## Required work
From the records below, copy every line that contains the word "this".

## Exercise material
# # # # # # #

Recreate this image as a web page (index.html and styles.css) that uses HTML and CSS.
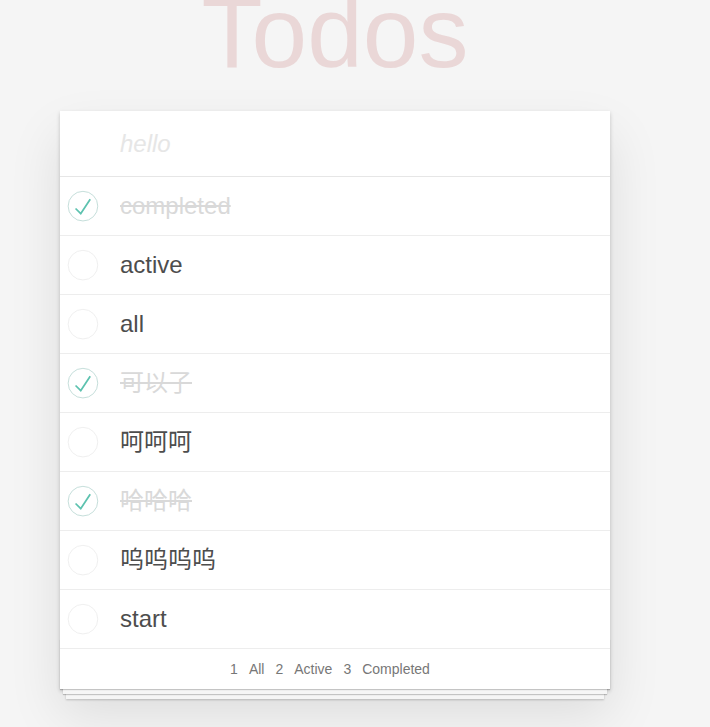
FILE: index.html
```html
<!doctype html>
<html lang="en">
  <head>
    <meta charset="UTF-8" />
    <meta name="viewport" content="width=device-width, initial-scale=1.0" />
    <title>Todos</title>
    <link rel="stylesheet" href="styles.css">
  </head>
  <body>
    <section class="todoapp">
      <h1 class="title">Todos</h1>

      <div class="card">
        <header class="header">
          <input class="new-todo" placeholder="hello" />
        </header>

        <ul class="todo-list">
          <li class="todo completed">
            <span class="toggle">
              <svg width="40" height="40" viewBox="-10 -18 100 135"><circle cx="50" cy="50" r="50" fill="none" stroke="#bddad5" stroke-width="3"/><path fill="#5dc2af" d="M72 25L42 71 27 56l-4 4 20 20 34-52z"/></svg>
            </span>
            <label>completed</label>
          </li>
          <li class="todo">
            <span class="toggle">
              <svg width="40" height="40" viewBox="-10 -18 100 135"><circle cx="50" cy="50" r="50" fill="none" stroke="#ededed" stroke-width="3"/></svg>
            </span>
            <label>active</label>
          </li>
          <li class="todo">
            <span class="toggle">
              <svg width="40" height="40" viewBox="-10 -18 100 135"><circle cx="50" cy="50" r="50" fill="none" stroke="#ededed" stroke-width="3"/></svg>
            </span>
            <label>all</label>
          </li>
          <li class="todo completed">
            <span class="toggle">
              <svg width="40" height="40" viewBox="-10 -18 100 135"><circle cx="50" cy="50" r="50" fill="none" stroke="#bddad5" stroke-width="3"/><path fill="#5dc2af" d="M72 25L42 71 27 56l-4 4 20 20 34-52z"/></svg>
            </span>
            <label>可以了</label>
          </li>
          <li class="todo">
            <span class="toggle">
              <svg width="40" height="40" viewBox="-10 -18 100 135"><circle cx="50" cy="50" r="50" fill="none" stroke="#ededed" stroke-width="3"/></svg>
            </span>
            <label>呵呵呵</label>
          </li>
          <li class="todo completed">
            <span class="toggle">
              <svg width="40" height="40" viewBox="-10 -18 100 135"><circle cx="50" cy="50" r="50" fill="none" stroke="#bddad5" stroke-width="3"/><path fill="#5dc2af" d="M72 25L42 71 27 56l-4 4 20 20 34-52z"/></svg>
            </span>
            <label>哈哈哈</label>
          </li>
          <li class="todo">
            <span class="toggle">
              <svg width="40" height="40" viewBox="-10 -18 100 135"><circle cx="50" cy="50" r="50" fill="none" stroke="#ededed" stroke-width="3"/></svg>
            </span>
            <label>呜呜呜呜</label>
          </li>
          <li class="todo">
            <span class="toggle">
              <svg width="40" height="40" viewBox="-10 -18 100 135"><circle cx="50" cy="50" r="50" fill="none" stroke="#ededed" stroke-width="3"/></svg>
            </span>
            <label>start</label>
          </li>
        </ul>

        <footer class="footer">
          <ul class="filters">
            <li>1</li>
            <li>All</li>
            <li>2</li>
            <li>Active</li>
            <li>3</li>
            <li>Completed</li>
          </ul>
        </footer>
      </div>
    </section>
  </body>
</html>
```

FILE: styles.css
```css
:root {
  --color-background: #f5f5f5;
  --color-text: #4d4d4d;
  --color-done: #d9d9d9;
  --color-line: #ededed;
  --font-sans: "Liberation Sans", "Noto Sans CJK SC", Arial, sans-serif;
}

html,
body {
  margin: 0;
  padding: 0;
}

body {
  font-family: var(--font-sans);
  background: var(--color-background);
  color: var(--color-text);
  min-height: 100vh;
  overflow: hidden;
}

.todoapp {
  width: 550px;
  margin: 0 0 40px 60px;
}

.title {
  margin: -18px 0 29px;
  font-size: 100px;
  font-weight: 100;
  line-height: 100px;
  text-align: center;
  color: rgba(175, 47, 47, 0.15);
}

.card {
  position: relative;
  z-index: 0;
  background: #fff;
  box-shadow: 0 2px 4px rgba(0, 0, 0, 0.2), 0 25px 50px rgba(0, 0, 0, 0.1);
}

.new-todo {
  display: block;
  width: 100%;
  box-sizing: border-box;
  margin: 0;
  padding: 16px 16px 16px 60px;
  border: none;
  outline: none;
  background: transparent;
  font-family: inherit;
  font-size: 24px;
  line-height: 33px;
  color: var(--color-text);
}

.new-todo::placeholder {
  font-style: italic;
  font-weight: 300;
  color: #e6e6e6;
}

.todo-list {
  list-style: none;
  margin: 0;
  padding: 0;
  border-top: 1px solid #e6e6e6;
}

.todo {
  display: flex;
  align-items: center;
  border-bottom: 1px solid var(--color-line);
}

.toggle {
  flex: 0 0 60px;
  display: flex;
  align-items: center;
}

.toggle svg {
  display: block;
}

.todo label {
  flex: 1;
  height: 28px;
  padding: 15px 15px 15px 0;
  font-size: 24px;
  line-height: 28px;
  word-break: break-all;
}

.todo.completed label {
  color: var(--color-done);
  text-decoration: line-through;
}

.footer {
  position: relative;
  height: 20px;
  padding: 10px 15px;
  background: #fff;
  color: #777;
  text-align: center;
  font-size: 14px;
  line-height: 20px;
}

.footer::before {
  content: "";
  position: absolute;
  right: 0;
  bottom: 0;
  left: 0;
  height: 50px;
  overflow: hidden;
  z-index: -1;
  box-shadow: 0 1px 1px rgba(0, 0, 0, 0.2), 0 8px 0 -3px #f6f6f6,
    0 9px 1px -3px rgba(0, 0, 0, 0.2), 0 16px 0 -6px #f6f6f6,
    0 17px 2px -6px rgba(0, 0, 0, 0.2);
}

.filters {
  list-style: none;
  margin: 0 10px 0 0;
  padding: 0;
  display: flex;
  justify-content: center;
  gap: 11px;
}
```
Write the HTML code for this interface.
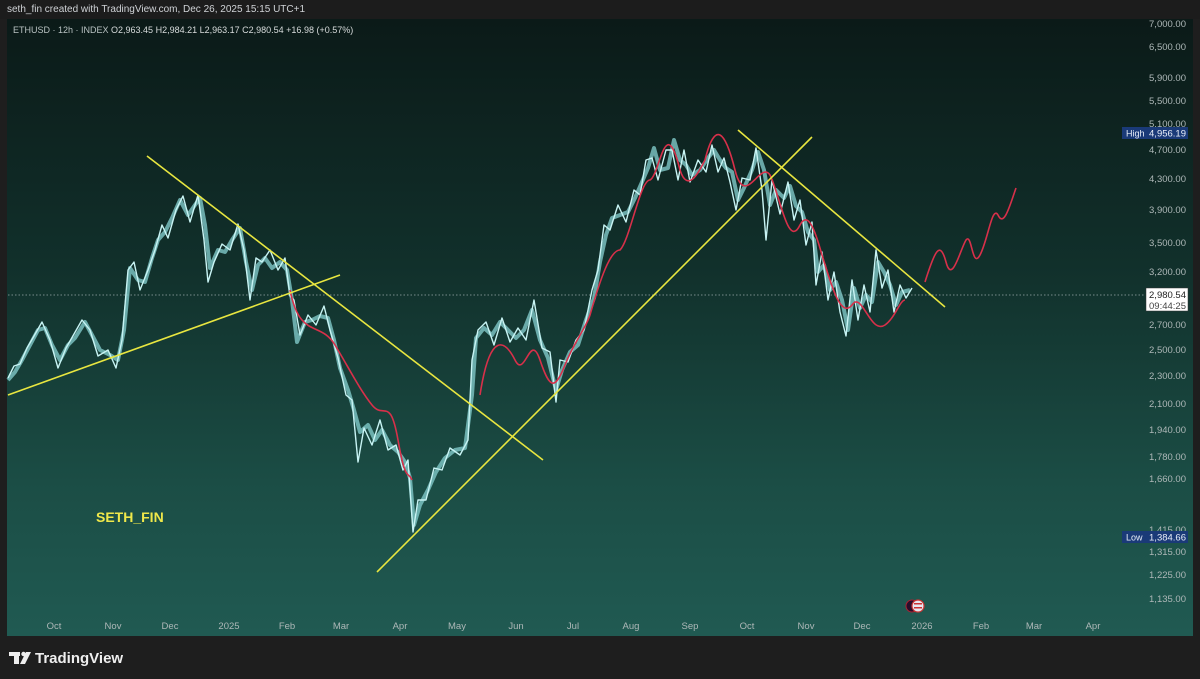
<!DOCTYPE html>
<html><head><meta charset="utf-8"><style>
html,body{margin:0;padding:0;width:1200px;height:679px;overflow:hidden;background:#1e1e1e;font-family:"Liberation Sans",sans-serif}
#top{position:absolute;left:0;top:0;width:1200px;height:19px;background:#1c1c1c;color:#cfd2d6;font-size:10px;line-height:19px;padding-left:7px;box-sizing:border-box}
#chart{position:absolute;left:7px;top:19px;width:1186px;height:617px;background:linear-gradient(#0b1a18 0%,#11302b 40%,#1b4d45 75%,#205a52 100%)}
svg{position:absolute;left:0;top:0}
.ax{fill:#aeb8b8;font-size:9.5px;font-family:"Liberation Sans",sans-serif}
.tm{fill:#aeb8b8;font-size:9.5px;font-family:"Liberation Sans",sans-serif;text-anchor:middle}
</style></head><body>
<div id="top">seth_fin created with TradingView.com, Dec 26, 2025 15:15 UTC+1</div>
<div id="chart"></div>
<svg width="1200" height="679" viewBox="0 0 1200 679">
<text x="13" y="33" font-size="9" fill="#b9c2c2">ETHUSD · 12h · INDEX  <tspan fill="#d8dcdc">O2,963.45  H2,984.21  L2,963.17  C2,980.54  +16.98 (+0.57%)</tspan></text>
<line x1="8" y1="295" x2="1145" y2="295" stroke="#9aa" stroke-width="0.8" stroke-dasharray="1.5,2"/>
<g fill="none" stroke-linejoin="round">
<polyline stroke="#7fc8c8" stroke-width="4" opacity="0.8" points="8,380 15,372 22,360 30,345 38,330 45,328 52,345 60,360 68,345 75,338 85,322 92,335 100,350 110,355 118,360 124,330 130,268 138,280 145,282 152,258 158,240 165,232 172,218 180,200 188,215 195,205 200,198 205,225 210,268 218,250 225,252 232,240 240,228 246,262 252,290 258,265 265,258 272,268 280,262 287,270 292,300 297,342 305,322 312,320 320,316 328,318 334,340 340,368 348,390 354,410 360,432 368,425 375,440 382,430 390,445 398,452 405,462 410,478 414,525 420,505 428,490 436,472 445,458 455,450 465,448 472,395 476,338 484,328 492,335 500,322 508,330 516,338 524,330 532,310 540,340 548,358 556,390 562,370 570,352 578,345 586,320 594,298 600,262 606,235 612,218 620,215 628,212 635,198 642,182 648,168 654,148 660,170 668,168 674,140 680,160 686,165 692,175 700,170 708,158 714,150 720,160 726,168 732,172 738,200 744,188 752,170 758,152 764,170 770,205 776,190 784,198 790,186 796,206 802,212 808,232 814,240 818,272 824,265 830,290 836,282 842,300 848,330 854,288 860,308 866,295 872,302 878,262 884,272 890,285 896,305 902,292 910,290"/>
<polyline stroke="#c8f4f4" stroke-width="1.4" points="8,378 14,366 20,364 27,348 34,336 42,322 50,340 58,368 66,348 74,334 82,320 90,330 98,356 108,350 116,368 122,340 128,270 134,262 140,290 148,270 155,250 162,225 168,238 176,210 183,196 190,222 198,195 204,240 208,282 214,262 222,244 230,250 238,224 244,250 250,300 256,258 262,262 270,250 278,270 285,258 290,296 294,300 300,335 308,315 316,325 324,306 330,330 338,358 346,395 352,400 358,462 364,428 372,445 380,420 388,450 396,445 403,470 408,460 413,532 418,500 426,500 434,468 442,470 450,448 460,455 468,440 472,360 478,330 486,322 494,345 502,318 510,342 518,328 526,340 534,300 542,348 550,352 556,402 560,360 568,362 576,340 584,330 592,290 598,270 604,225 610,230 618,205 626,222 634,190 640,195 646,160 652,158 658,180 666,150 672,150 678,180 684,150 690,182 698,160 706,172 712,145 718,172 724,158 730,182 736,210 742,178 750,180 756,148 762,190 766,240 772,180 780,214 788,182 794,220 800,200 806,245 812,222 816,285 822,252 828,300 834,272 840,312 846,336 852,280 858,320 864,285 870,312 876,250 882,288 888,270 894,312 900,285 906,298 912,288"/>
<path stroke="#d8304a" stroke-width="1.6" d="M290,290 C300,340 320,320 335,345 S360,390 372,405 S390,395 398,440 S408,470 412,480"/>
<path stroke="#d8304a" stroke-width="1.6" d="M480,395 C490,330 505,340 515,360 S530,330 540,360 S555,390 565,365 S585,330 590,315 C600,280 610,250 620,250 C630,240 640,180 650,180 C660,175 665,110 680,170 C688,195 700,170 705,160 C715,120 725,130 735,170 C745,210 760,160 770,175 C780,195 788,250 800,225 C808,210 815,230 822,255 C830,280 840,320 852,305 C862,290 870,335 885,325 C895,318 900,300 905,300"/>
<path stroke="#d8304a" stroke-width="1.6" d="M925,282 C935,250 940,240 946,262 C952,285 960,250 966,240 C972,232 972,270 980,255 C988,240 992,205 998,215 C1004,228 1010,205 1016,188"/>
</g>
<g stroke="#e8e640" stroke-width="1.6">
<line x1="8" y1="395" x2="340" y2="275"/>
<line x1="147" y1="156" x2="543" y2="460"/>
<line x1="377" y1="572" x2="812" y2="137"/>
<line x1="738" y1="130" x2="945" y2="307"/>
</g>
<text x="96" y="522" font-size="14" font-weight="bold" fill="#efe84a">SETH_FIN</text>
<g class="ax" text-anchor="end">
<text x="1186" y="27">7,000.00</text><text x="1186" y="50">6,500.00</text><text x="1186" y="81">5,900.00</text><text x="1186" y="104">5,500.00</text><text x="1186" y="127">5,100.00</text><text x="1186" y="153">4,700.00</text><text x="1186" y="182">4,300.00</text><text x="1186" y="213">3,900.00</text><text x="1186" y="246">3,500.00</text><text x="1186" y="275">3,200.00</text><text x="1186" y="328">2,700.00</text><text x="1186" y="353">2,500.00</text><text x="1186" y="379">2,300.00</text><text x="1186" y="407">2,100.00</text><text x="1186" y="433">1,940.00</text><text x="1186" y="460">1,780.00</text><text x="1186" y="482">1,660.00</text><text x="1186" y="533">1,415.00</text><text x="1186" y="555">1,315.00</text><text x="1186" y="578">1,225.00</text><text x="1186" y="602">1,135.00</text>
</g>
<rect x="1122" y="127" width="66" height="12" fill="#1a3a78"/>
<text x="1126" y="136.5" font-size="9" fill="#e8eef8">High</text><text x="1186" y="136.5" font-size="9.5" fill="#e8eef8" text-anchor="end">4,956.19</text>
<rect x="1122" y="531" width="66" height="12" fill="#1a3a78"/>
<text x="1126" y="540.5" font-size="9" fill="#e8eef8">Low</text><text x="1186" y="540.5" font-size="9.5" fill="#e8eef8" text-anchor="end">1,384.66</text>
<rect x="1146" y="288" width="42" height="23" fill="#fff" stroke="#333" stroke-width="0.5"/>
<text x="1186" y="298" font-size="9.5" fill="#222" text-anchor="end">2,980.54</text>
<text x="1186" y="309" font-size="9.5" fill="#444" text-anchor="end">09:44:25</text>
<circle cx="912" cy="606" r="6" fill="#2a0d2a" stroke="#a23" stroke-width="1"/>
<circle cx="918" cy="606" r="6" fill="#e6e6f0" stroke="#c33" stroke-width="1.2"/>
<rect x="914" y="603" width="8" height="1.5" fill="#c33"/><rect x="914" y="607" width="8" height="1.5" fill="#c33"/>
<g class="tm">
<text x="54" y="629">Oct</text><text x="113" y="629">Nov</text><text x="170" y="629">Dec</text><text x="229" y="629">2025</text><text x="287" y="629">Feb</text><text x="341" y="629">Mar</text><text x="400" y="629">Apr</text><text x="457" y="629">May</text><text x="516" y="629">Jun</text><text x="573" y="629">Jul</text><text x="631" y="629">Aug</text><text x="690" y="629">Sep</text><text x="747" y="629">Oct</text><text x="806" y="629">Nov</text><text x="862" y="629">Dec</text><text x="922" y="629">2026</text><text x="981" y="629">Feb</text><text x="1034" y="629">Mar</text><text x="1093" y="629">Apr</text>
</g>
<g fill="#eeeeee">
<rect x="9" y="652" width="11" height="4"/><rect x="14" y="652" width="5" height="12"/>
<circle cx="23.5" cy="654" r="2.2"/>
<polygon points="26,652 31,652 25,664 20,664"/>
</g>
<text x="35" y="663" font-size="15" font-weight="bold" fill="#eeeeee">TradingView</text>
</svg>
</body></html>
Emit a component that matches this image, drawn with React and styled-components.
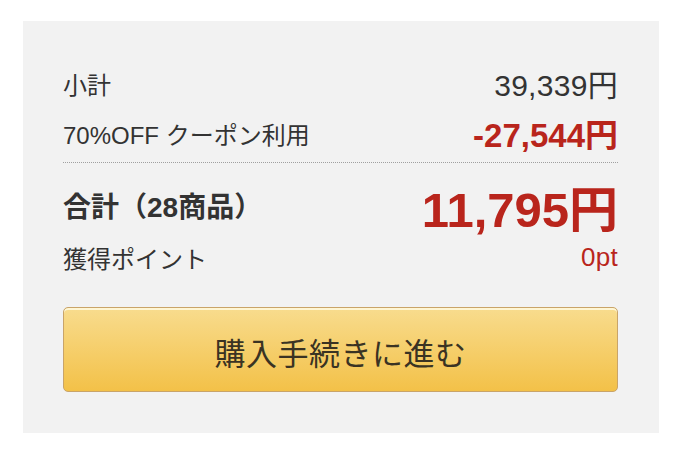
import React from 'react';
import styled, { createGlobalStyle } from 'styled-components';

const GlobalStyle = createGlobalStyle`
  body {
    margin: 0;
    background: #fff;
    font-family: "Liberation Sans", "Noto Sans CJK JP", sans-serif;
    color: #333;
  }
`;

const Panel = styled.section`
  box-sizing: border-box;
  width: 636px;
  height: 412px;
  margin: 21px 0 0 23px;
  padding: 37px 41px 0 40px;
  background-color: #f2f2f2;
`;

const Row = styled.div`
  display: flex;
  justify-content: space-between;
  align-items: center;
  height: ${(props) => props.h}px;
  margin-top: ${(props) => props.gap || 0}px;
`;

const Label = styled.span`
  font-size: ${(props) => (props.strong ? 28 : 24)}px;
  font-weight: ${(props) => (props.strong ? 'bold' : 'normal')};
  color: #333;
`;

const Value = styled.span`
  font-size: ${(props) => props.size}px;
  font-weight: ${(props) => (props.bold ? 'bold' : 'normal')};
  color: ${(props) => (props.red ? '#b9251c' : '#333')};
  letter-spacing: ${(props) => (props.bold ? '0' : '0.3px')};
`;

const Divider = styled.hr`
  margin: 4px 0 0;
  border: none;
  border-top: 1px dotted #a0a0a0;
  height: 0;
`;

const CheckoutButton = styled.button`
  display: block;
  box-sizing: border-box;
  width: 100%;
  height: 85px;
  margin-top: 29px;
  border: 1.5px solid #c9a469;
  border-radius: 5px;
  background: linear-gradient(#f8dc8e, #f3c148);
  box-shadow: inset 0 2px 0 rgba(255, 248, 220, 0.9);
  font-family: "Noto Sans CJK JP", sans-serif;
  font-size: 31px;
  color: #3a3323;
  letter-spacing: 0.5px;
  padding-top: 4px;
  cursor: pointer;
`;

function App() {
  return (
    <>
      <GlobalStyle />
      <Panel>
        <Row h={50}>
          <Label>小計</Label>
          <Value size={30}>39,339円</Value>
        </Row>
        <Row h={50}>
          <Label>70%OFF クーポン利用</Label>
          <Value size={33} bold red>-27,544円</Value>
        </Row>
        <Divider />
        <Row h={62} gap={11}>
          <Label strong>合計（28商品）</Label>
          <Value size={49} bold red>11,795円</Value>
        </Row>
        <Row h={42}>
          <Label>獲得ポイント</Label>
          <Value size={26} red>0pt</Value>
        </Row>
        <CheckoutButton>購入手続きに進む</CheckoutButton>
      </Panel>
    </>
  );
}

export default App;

# # # # # # #

## Solution to the problem
Recreate this image as a web page (index.html and styles.css) that uses HTML and CSS.
Write the HTML code for this interface.
Emit a component that matches this image, drawn with React and styled-components.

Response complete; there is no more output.